Ne pas croire à la possibilité de la rédemption, en Espagne, au pays de Don Juan* serait une erreur grossière. Même si cela prête parfois à sourire, le débauché, le libertin peuvent rentrer dans le droit chemin. Bref, moins pompeusement, on peut changer d'avis, de chemises, d'idées ou de façon de faire. On l'a vu en agriculture où des disciples du Monsantisme se sont posés des questions pour explorer d'autres voies, plus naturelles, on le voit aussi aux fourneaux quand des cuistots (dé)formés au chimico-molécularo-industriel se tournent vers des conceptions plus saines de la nourriture.
Il y a comme ça ici à Barcelone plusieurs exemples de cette rédemption. Ainsi le grand Alain Devahive dont le drôle de restaurant-garage Harley-Davidson était** une des plus amusantes tables inventives de Catalogne; après des années à El Bulli puis comme démonstrateur des produits chimiques Texturas de la famille Adrià, il est devenu un adepte des belles viandes et des grands produits de la mer, de la Vérité toute nue. On pourrait également citer Carlos Abellán qui sert de vrais plats au Comerç 24, Thang Pham le chef du me, dans l'Eixample. Pour le coup, je vous emmène dîner chez Albert Raurich, chef de cuisine de 1999 à 2007 Cala Montjoi.
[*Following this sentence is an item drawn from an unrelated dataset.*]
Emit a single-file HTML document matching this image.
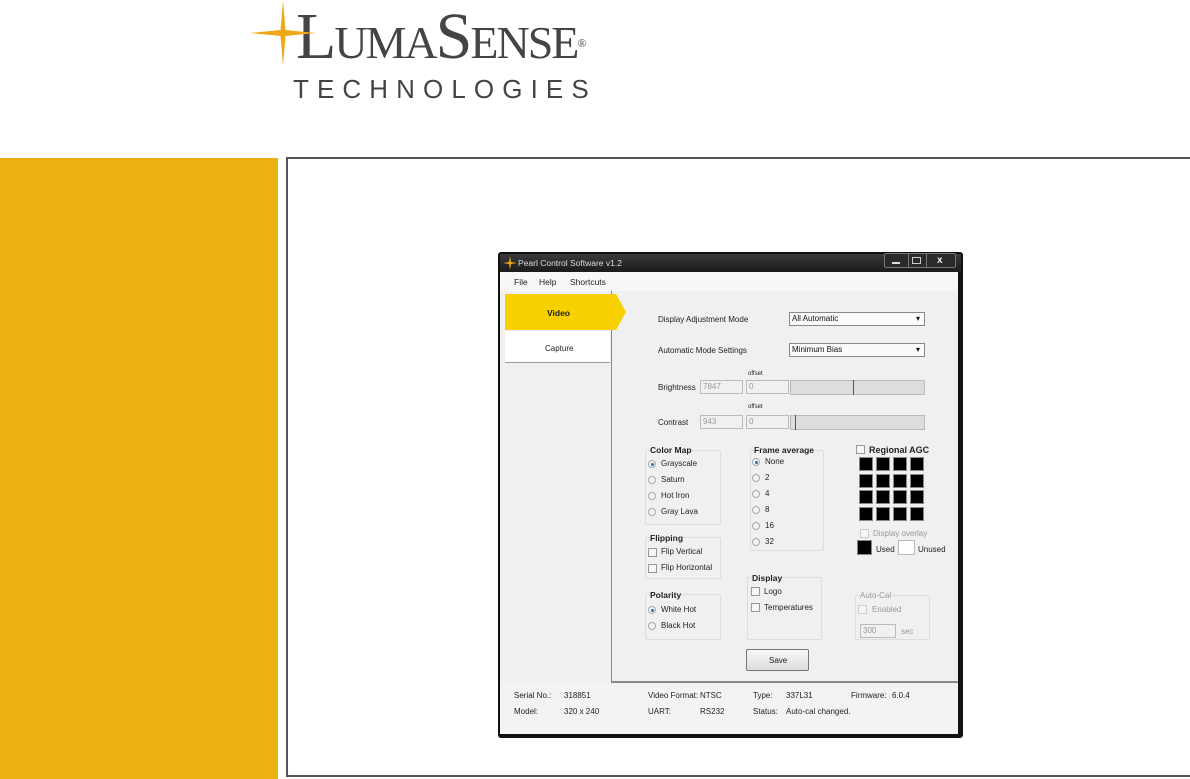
<!DOCTYPE html>
<html><head><meta charset="utf-8"><style>
*{margin:0;padding:0;box-sizing:border-box}
body{width:1190px;height:779px;background:#fff;position:relative;overflow:hidden;font-family:"Liberation Sans",sans-serif}
.a{position:absolute}
.t{position:absolute;font-size:8px;color:#222;white-space:nowrap}
.g{color:#999}
.b{font-weight:bold;font-size:8.5px}
.rad{position:absolute;width:8px;height:8px;border-radius:50%;border:1px solid #aaa;background:#f4f4f4}
.rad.on::after{content:"";position:absolute;left:1.5px;top:1.5px;width:3px;height:3px;border-radius:50%;background:#2a6fb0}
.chk{position:absolute;width:9px;height:9px;border:1px solid #999;background:#f6f6f6}
.grp{position:absolute;border:1px solid #ddd;border-radius:2px}
.sq{position:absolute;width:14px;height:14px;background:#000;border:1px solid #888}
.inp{position:absolute;height:14px;border:1px solid #bbb;background:#f0f0f0;font-size:8px;color:#999;padding-left:2px;line-height:12px}
</style></head><body>
<!-- logo -->
<div class="a" style="left:296px;top:4px;font-family:'Liberation Serif',serif;font-size:66px;line-height:66px;color:#444;letter-spacing:-2px">L<span style="font-size:46px">UMA</span>S<span style="font-size:46px">ENSE</span><span style="font-size:12px;vertical-align:top;position:relative;top:6px;letter-spacing:0">®</span></div>
<svg class="a" style="left:250px;top:0" width="68" height="68"><path d="M33 0 L35.5 30 L66 33 L35.5 36 L33 66 L30.5 36 L0 33 L30.5 30 Z" fill="#f0a818"/></svg>
<div class="a" style="left:293px;top:76px;font-size:26px;line-height:26px;color:#444;letter-spacing:8.1px">TECHNOLOGIES</div>
<!-- sidebar & frame -->
<div class="a" style="left:0;top:158px;width:278px;height:621px;background:#ebb012"></div>
<div class="a" style="left:286px;top:157px;width:904px;height:620px;border-left:2px solid #555;border-top:2px solid #555;border-bottom:2px solid #555"></div>
<!-- window -->
<div class="a" style="left:498px;top:252px;width:465px;height:486px;background:#111;border-radius:3px"></div>
<div class="a" style="left:500px;top:254px;width:461px;height:18px;background:linear-gradient(#3a3a3a,#1a1a1a)"></div>
<svg class="a" style="left:502px;top:255px" width="16" height="16"><path d="M8 1 L9 7 L15 8 L9 9 L8 15 L7 9 L1 8 L7 7Z" fill="#f0a818"/></svg>
<div class="t" style="left:518px;top:258px;color:#ddd;font-size:8.5px">Pearl Control Software v1.2</div>
<div class="a" style="left:884px;top:253px;width:72px;height:15px;border:1px solid #777;border-radius:2px;background:#2a2a2a"></div>
<div class="a" style="left:908px;top:253px;width:1px;height:15px;background:#777"></div>
<div class="a" style="left:926px;top:253px;width:1px;height:15px;background:#777"></div>
<div class="a" style="left:892px;top:262px;width:8px;height:2px;background:#ddd"></div>
<div class="a" style="left:912px;top:257px;width:9px;height:7px;border:1px solid #ccc"></div>
<div class="t" style="left:937px;top:255px;color:#eee;font-weight:bold;font-size:10px">x</div>
<div class="a" style="left:500px;top:272px;width:458px;height:19px;background:#f7f7f7"></div>
<div class="t" style="left:514px;top:277px;font-size:8.5px">File</div>
<div class="t" style="left:539px;top:277px;font-size:8.5px">Help</div>
<div class="t" style="left:570px;top:277px;font-size:8.5px">Shortcuts</div>
<div class="a" style="left:500px;top:291px;width:111px;height:392px;background:#f0f0f0"></div>
<div class="a" style="left:611px;top:291px;width:347px;height:392px;background:#f0f0f0;border-left:1px solid #888;border-bottom:2px solid #888"></div>
<svg class="a" style="left:505px;top:294px" width="122" height="38"><path d="M0 0 H111 L121 18 L111 36 H0Z" fill="#f8d000"/></svg>
<div class="t b" style="left:547px;top:308px">Video</div>
<div class="a" style="left:505px;top:331px;width:105px;height:32px;background:#fff;border-bottom:1px solid #999"></div>
<div class="t" style="left:545px;top:344px">Capture</div>
<div class="a" style="left:500px;top:683px;width:458px;height:51px;background:#f3f3f3"></div>
<div class="t" style="left:658px;top:315px">Display Adjustment Mode</div>
<div class="inp" style="left:789px;top:312px;width:136px;color:#111;background:#fafafa;border-color:#888">All Automatic<span style="position:absolute;right:4px">▾</span></div>
<div class="t" style="left:658px;top:346px">Automatic Mode Settings</div>
<div class="inp" style="left:789px;top:343px;width:136px;color:#111;background:#fafafa;border-color:#888">Minimum Bias<span style="position:absolute;right:4px">▾</span></div>
<div class="t" style="left:748px;top:371px;font-size:6px">offset</div>
<div class="t" style="left:658px;top:383px">Brightness</div>
<div class="inp" style="left:700px;top:380px;width:43px">7847</div>
<div class="inp" style="left:746px;top:380px;width:43px">0</div>
<div class="a" style="left:790px;top:380px;width:135px;height:15px;background:#ddd;border:1px solid #bbb"></div>
<div class="a" style="left:853px;top:380px;width:1px;height:15px;background:#555"></div>
<div class="t" style="left:748px;top:404px;font-size:6px">offset</div>
<div class="t" style="left:658px;top:418px">Contrast</div>
<div class="inp" style="left:700px;top:415px;width:43px">943</div>
<div class="inp" style="left:746px;top:415px;width:43px">0</div>
<div class="a" style="left:790px;top:415px;width:135px;height:15px;background:#ddd;border:1px solid #bbb"></div>
<div class="a" style="left:795px;top:415px;width:1px;height:15px;background:#555"></div>
<!-- color map -->
<div class="grp" style="left:645px;top:450px;width:76px;height:75px"></div>
<div class="t b" style="left:650px;top:445px;background:#f0f0f0">Color Map</div>
<div class="rad on" style="left:648px;top:460px"></div><div class="t" style="left:661px;top:459px">Grayscale</div>
<div class="rad" style="left:648px;top:476px"></div><div class="t" style="left:661px;top:475px">Saturn</div>
<div class="rad" style="left:648px;top:492px"></div><div class="t" style="left:661px;top:491px">Hot Iron</div>
<div class="rad" style="left:648px;top:508px"></div><div class="t" style="left:661px;top:507px">Gray Lava</div>
<div class="grp" style="left:645px;top:537px;width:76px;height:42px"></div>
<div class="t b" style="left:650px;top:533px;background:#f0f0f0">Flipping</div>
<div class="chk" style="left:648px;top:548px"></div><div class="t" style="left:661px;top:547px">Flip Vertical</div>
<div class="chk" style="left:648px;top:564px"></div><div class="t" style="left:661px;top:563px">Flip Horizontal</div>
<div class="grp" style="left:645px;top:594px;width:76px;height:46px"></div>
<div class="t b" style="left:650px;top:590px;background:#f0f0f0">Polarity</div>
<div class="rad on" style="left:648px;top:606px"></div><div class="t" style="left:661px;top:605px">White Hot</div>
<div class="rad" style="left:648px;top:622px"></div><div class="t" style="left:661px;top:621px">Black Hot</div>
<!-- frame avg -->
<div class="grp" style="left:750px;top:450px;width:74px;height:101px"></div>
<div class="t b" style="left:754px;top:445px;background:#f0f0f0">Frame average</div>
<div class="rad on" style="left:752px;top:458px"></div><div class="t" style="left:765px;top:457px">None</div>
<div class="rad" style="left:752px;top:474px"></div><div class="t" style="left:765px;top:473px">2</div>
<div class="rad" style="left:752px;top:490px"></div><div class="t" style="left:765px;top:489px">4</div>
<div class="rad" style="left:752px;top:506px"></div><div class="t" style="left:765px;top:505px">8</div>
<div class="rad" style="left:752px;top:522px"></div><div class="t" style="left:765px;top:521px">16</div>
<div class="rad" style="left:752px;top:538px"></div><div class="t" style="left:765px;top:537px">32</div>
<div class="grp" style="left:747px;top:577px;width:75px;height:63px"></div>
<div class="t b" style="left:752px;top:573px;background:#f0f0f0">Display</div>
<div class="chk" style="left:751px;top:587px"></div><div class="t" style="left:764px;top:587px">Logo</div>
<div class="chk" style="left:751px;top:603px"></div><div class="t" style="left:764px;top:603px">Temperatures</div>
<!-- AGC -->
<div class="chk" style="left:856px;top:445px"></div><div class="t b" style="left:869px;top:445px;font-size:9px">Regional AGC</div>
<div class="sq" style="left:859px;top:457px"></div><div class="sq" style="left:876px;top:457px"></div><div class="sq" style="left:893px;top:457px"></div><div class="sq" style="left:910px;top:457px"></div>
<div class="sq" style="left:859px;top:474px"></div><div class="sq" style="left:876px;top:474px"></div><div class="sq" style="left:893px;top:474px"></div><div class="sq" style="left:910px;top:474px"></div>
<div class="sq" style="left:859px;top:490px"></div><div class="sq" style="left:876px;top:490px"></div><div class="sq" style="left:893px;top:490px"></div><div class="sq" style="left:910px;top:490px"></div>
<div class="sq" style="left:859px;top:507px"></div><div class="sq" style="left:876px;top:507px"></div><div class="sq" style="left:893px;top:507px"></div><div class="sq" style="left:910px;top:507px"></div>
<div class="chk" style="left:860px;top:529px;border-color:#ccc"></div><div class="t g" style="left:873px;top:529px">Display overlay</div>
<div class="a" style="left:857px;top:540px;width:15px;height:15px;background:#000;border:1px solid #888"></div><div class="t" style="left:876px;top:545px">Used</div>
<div class="a" style="left:898px;top:540px;width:17px;height:15px;background:#fff;border:1px solid #bbb"></div><div class="t" style="left:918px;top:545px">Unused</div>
<div class="grp" style="left:855px;top:595px;width:75px;height:45px"></div>
<div class="t g" style="left:860px;top:591px;background:#f0f0f0">Auto-Cal</div>
<div class="chk" style="left:858px;top:605px;border-color:#ccc"></div><div class="t g" style="left:872px;top:605px">Enabled</div>
<div class="inp" style="left:860px;top:624px;width:36px">300</div><div class="t g" style="left:901px;top:627px">sec</div>
<div class="a" style="left:746px;top:649px;width:63px;height:22px;border:1px solid #777;border-radius:2px;background:linear-gradient(#f8f8f8,#dcdcdc)"></div>
<div class="t" style="left:769px;top:656px">Save</div>
<!-- status -->
<div class="t" style="left:514px;top:691px">Serial No.:</div><div class="t" style="left:564px;top:691px">318851</div>
<div class="t" style="left:514px;top:707px">Model:</div><div class="t" style="left:564px;top:707px">320 x 240</div>
<div class="t" style="left:648px;top:691px">Video Format:</div><div class="t" style="left:700px;top:691px">NTSC</div>
<div class="t" style="left:648px;top:707px">UART:</div><div class="t" style="left:700px;top:707px">RS232</div>
<div class="t" style="left:753px;top:691px">Type:</div><div class="t" style="left:786px;top:691px">337L31</div>
<div class="t" style="left:753px;top:707px">Status:</div><div class="t" style="left:786px;top:707px">Auto-cal changed.</div>
<div class="t" style="left:851px;top:691px">Firmware:</div><div class="t" style="left:892px;top:691px">6.0.4</div>
</body></html>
Dos Palillos, le restaurant d'Albert Raurich fait en fait partie de la très chic Casa Camper, cet hôtel mi-berlinois mi barcelonais ouvert par un célèbre fabriquant de godasses majorquin. L'affaire tourne désormais depuis cinq ans, et elle tourne bien, près des Ramblas et du MacBa, aux portes de ce quartier du Raval qui est à peu près aussi vivant que l'Eixample est mortifère. Ce qui est éminemment sympathique à Dos Palillos, c'est que volontairement (avec la complicité des créateurs de Vinçon), on n'a pas l'impression d'entrer dans une de ces funérariums dont Barcelone s'est fait une spécialité: ici, c'est le bar de quartier, le bar de toda la vida, avec les caisses de bières posées dans un coin, des collections hétéroclites et la télévision perchée à côté des bouteilles (d'ailleurs, hier soir, elle n'était pas allumée, faute…). Ça vit! Franchement, c'est là que je préfère manger, sur un tabouret, les plats y semblent encore un peu plus inattendus et spontanés.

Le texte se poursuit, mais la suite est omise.